When people start talking about private management of public parks, red flags shoot up. Parks, surely, are the ultimate example of something that should remain exclusively in public hands, open to all and operated by government for the common good. Introduce a private element, and you are bound to get commercialism and unequal access.
Not so, says the man who used to run the New York City parks department. Adrian Benepe, parks commissioner from 2002 to 2012, is in Toronto this weekend to speak at a summit meeting put on by Park People, a residents' organization dedicated to getting volunteers and non-government groups more involved in improving Toronto's parks.
Mr. Benepe was still a teenager when he started out as a cleaner in the New York parks. The parks, like the city, were rundown, underfunded and often dangerous.
New York's comeback has been remarkable, and so has the revival of its parks. Central Park, then a trash-strewn haven for muggers, has returned to its historic status as the green jewel at the centre of Manhattan. Hundreds of other parks have been spruced up and many created, including the popular High Line and Brooklyn Bridge parks.
One reason for the revival was, yes, government. Mayor Michael Bloomberg, who left office on Dec. 31, invested $5-billion over 12 years in the parks, Mr. Benepe says, the biggest spate of parks spending since the New Deal. But a second factor was the involvement of companies, non-profit groups and volunteers.

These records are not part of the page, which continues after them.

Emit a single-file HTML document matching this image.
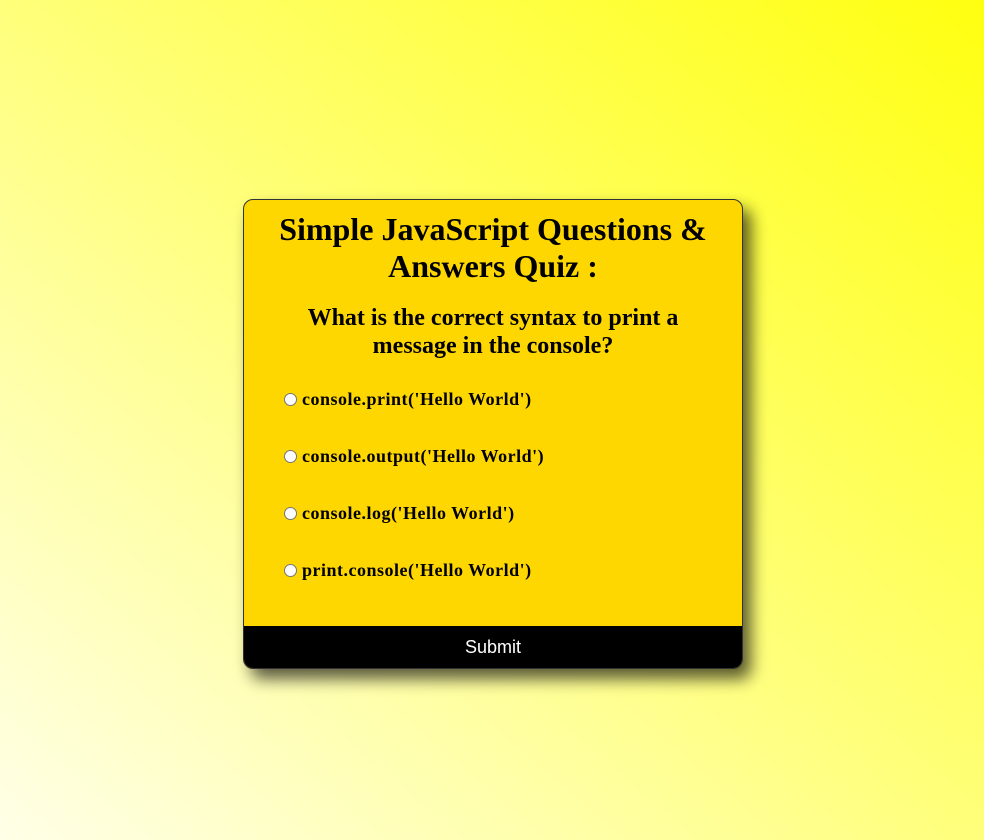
<!DOCTYPE html>
<html><head><style>
html,body{margin:0;width:984px;height:840px;overflow:hidden}
body{background:linear-gradient(to top right,#ffffe8 0%,#ffff70 55%,#ffff10 100%);font-family:"Liberation Serif",serif}
.card{position:absolute;left:243px;top:199px;width:498px;height:468px;background:#ffd700;border:1px solid #333;border-radius:10px;box-shadow:8px 10px 16px rgba(0,0,0,.65);overflow:hidden}
h1{position:absolute;left:0;width:100%;top:11px;margin:0;text-align:center;font-size:32px;line-height:37px;font-weight:bold}
h2{position:absolute;left:40px;width:418px;top:104px;margin:0;text-align:center;font-size:24px;line-height:28px;font-weight:bold}
.opt{position:absolute;left:40px;font-size:18px;font-weight:bold;display:flex;align-items:center;letter-spacing:0.5px}
.r{width:11px;height:11px;border:1px solid #767676;border-radius:50%;background:#fff;margin-right:5px}
.btn{position:absolute;left:0;bottom:0;width:100%;height:42px;background:#000;color:#fff;font-family:"Liberation Sans",sans-serif;font-size:18px;text-align:center;line-height:42px}
</style></head><body>
<div class="card">
<h1>Simple JavaScript Questions &amp;<br>Answers Quiz :</h1>
<h2>What is the correct syntax to print a message in the console?</h2>
<div class="opt" style="top:189px"><span class="r"></span>console.print('Hello World')</div>
<div class="opt" style="top:246px"><span class="r"></span>console.output('Hello World')</div>
<div class="opt" style="top:303px"><span class="r"></span>console.log('Hello World')</div>
<div class="opt" style="top:360px"><span class="r"></span>print.console('Hello World')</div>
<div class="btn">Submit</div>
</div>
</body></html>
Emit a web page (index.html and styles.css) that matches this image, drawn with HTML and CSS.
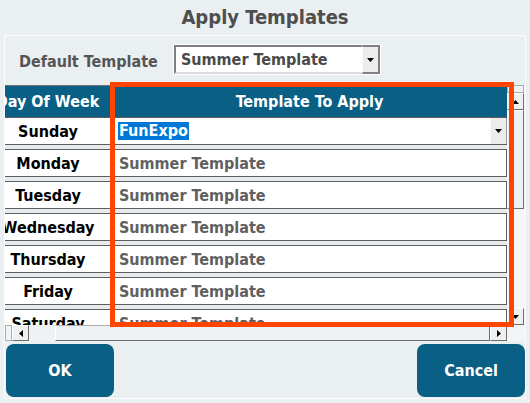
FILE: index.html
```html
<!DOCTYPE html>
<html lang="en">
<head>
<meta charset="utf-8">
<title>Apply Templates</title>
<link rel="stylesheet" href="styles.css">
</head>
<body>
<h1 class="title">Apply Templates</h1>
<div class="panel">
  <div class="default-row">
    <span class="label">Default Template</span>
    <div class="combo">
      <span class="combo-text">Summer Template</span>
      <span class="combo-btn"><svg width="7" height="4" viewBox="0 0 7 4"><path d="M0 0h7L3.5 4z"/></svg></span>
    </div>
  </div>

  <div class="grid">
    <div class="grid-main">
      <div class="viewport">
        <div class="sheet">
          <div class="head">
            <div class="hcell hday">Day Of Week</div>
            <div class="hcell htpl">Template To Apply</div>
          </div>
          <div class="row">
            <div class="day">Sunday</div>
            <div class="tpl editing">
              <span class="selected">FunExpo</span>
              <span class="cell-btn"><svg width="7" height="4" viewBox="0 0 7 4"><path d="M0 0h7L3.5 4z"/></svg></span>
            </div>
          </div>
          <div class="row"><div class="day">Monday</div><div class="tpl">Summer Template</div></div>
          <div class="row"><div class="day">Tuesday</div><div class="tpl">Summer Template</div></div>
          <div class="row"><div class="day">Wednesday</div><div class="tpl">Summer Template</div></div>
          <div class="row"><div class="day">Thursday</div><div class="tpl">Summer Template</div></div>
          <div class="row"><div class="day">Friday</div><div class="tpl">Summer Template</div></div>
          <div class="row"><div class="day">Saturday</div><div class="tpl">Summer Template</div></div>
        </div>
      </div>
      <div class="vscroll">
        <div class="v-cap"></div>
        <div class="sb-btn v-btn"><svg width="7" height="4" viewBox="0 0 7 4"><path d="M0 4h7L3.5 0z"/></svg></div>
        <div class="v-thumb"></div>
        <div class="v-track"></div>
        <div class="sb-btn v-btn"><svg width="7" height="4" viewBox="0 0 7 4"><path d="M0 0h7L3.5 4z"/></svg></div>
      </div>
    </div>
    <div class="hscroll-row">
      <div class="hscroll">
        <div class="h-cap"></div>
        <div class="sb-btn h-btn"><svg width="4" height="7" viewBox="0 0 4 7"><path d="M4 0v7L0 3.5z"/></svg></div>
        <div class="h-track"></div>
        <div class="h-thumb"></div>
        <div class="sb-btn h-btn"><svg width="4" height="7" viewBox="0 0 4 7"><path d="M0 0v7L4 3.5z"/></svg></div>
      </div>
      <div class="corner"></div>
    </div>
  </div>

  <div class="actions">
    <button class="btn" type="button">OK</button>
    <button class="btn" type="button">Cancel</button>
  </div>
</div>

<div class="focus-ring"></div>
</body>
</html>
```

FILE: styles.css
```css
* {
  box-sizing: border-box;
}

html, body {
  margin: 0;
  padding: 0;
}

body {
  width: 530px;
  height: 403px;
  overflow: hidden;
  position: relative;
  background: #eaeff2;
  font-family: "DejaVu Sans Condensed", "DejaVu Sans", sans-serif;
  font-stretch: semi-condensed;
  font-weight: bold;
  font-size: 16px;
}

.title {
  margin: 0;
  height: 35px;
  line-height: 35px;
  text-align: center;
  font-size: 20px;
  font-weight: bold;
  color: #4e4e4e;
}

/* dialog body */
.panel {
  margin-left: 4px;
  width: 522px;
  height: 364px;
  border: 1px solid #fbfcfd;
  display: flex;
  flex-direction: column;
}

.default-row {
  height: 49px;
  display: flex;
  align-items: flex-start;
  padding-left: 14px;
}

.label {
  width: 154px;
  margin-top: 16px;
  color: #555555;
}

.combo {
  margin-top: 8px;
  width: 208px;
  height: 31px;
  border: 1px solid #ffffff;
  display: flex;
}

.combo-text {
  flex: 1;
  background: #ffffff;
  border-top: 2px solid #808080;
  border-left: 2px solid #808080;
  border-bottom: 2px solid #dcdcdc;
  padding-left: 5px;
  line-height: 25px;
  color: #4a4a4a;
}

.combo-btn {
  width: 18px;
  background: #ececec;
  border-top: 2px solid #808080;
  border-right: 2px solid #808080;
  border-bottom: 2px solid #808080;
  border-left: 1px solid #f8f8f8;
  display: flex;
  align-items: center;
  justify-content: center;
}

/* data grid */
.grid {
  height: 256px;
  display: flex;
  flex-direction: column;
}

.grid-main {
  height: 240px;
  display: flex;
}

.viewport {
  width: 502px;
  height: 240px;
  overflow: hidden;
  background: #e6ebee;
}

/* horizontally scrolled content */
.sheet {
  width: 523px;
  margin-left: -21px;
}

.head {
  height: 32px;
  display: flex;
  border-top: 1px solid #6f7478;
  background: #0a5f84;
  color: #ffffff;
}

.hcell {
  display: flex;
  align-items: center;
  justify-content: center;
  white-space: nowrap;
}

.hday {
  width: 128px;
  border-right: 1px solid #3f7c98;
}

.htpl {
  flex: 1;
}

.row {
  height: 28px;
  display: flex;
  margin-bottom: 4px;
}

.day {
  width: 128px;
  background: #ffffff;
  border-top: 1px solid #5e5e5e;
  border-bottom: 1px solid #5e5e5e;
  display: flex;
  align-items: center;
  justify-content: center;
  white-space: nowrap;
  color: #000000;
}

.tpl {
  flex: 1;
  background: #ffffff;
  border: 1px solid #5e5e5e;
  display: flex;
  align-items: center;
  padding-left: 6px;
  white-space: nowrap;
  color: #606060;
}

.tpl.editing {
  padding-left: 5px;
  justify-content: space-between;
  border-right: none;
}

.selected {
  background: #0078d7;
  color: #ffffff;
  padding: 0 1px;
  line-height: 18px;
}

.cell-btn {
  width: 17px;
  height: 26px;
  background: #ececec;
  border-left: 1px solid #f7f7f7;
  border-right: 1px solid #9a9a9a;
  display: flex;
  align-items: center;
  justify-content: center;
}

/* scrollbars */
.sb-btn {
  background: #f0f0f0;
  border-top: 1px solid #ffffff;
  border-left: 1px solid #ffffff;
  border-right: 1px solid #6d6d6d;
  border-bottom: 1px solid #6d6d6d;
  display: flex;
  align-items: center;
  justify-content: center;
}

.vscroll {
  width: 18px;
  height: 240px;
  display: flex;
  flex-direction: column;
  padding-right: 1px;
  background: #f4f6f8;
}

.v-cap {
  height: 8px;
  border: 1px solid #a9adb0;
  background: #f0f3f5;
}

.v-btn {
  height: 17px;
}

.v-thumb {
  height: 99px;
  background: #edf1f3;
  border-top: 1px solid #ffffff;
  border-left: 1px solid #ffffff;
  border-right: 1px solid #6d6d6d;
  border-bottom: 1px solid #6d6d6d;
}

.v-track {
  flex: 1;
  background: #f4f6f8;
}

.hscroll-row {
  height: 16px;
  display: flex;
}

.hscroll {
  width: 502px;
  display: flex;
  background: #eef2f4;
}

.h-cap {
  width: 7px;
  border: 1px solid #a9adb0;
  background: #f0f3f5;
}

.h-btn {
  width: 17px;
}

.h-track {
  width: 26px;
  background: #eef2f4;
}

.h-thumb {
  flex: 1;
  background: #edf1f3;
  border-top: 1px solid #a9adb0;
  border-left: 1px solid #ffffff;
  border-bottom: 1px solid #6d6d6d;
  border-right: 1px solid #6d6d6d;
}

.corner {
  width: 18px;
  background: #f2f4f6;
}

/* dialog buttons */
.actions {
  height: 57px;
  display: flex;
  justify-content: space-between;
  padding: 3px 0 1px 1px;
}

.btn {
  width: 108px;
  height: 53px;
  border: none;
  border-radius: 8px;
  background: #0a5f84;
  color: #ffffff;
  font-family: inherit;
  font-stretch: inherit;
  font-weight: bold;
  font-size: 16px;
  padding: 0;
}

/* highlight around the template column */
.focus-ring {
  position: absolute;
  left: 110px;
  top: 82px;
  width: 404px;
  height: 245px;
  border: 5px solid #ff4500;
  pointer-events: none;
}
```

"It runs the gamut from raking leaves and planting bulbs to actually managing a park," says Mr. Benepe, who was involved with the parks for 35 years before leaving to work for a conservation group, the Trust for Public Land. "Arguably, the world's best-known park is run by a non-profit organization."
He is talking, of course, about Central Park. The non-profit Central Park Conservancy, not the parks department, supplies most of its $58-million annual budget, raised through fundraising and investment income. Its crews, not the city's, tend the gardens, collect the trash and remove the graffiti.
Several other New York parks, including High Line and Battery parks, have adopted the model, which has spread to cities from San Francisco to Buffalo. Even New York parks that aren't run by conservancies – still the vast majority – have welcomed outside, non-government help. More than half of the 1,700 parks are watched over by local residents' groups that do everything from planting flowers to petitioning the city for better upkeep. "You have this army of engaged citizens," Mr. Benepe says.
Fears about commercialization or privatization have proved groundless. There are no Pepsi or Microsoft parks full of corporate logos. The parks department, answerable to democratically elected officials, still sets the park rules, even in conservancy-managed ones.
Worries that the system would create two tiers of parks, one for the rich and one for the poor, have proved equally baseless. Central Park, funded in part by rich philanthropists, is thronged with people from the Upper East Side and Harlem alike. The money that the parks department might have spent on Central Park is funnelled to other parks, so, in a sense, the philanthropists are subsidizing other parks, too. By raising the bar, Central Park and others like it have spurred people in other parts of the city to demand improvements to their own parks.
It's all very well to say that governments should simply step up and take care of the parks on their own, Mr. Benepe says, but "administrations come and go, mayors come and go, council members come and go, budgets wax and wane." Parks, though, are a constant. "If you have citizen involvement, that provides this constancy and this extra set of eyes that transcends political engagement."
Besides, he says, "government can be hidebound by civil-service regulation, union limitations, and bureaucratic fear of doing things." Volunteers bring fresh ideas.
The conservancy divided the 340-hectare Central Park into 80 zones, each with its own gardener. They became zealous guardians of their turf, telling people not to run their dogs through the gardens or reminding maintenance workers to fix a broken park bench.
Mr. Benepe borrowed the idea for other, city-run parks.
Toronto, Mr. Benepe says, has a glorious and well-funded system of 1,600 parks. But, like any government monopoly, they can succumb to neglect without sharp-eyed citizen guardians to nurture them.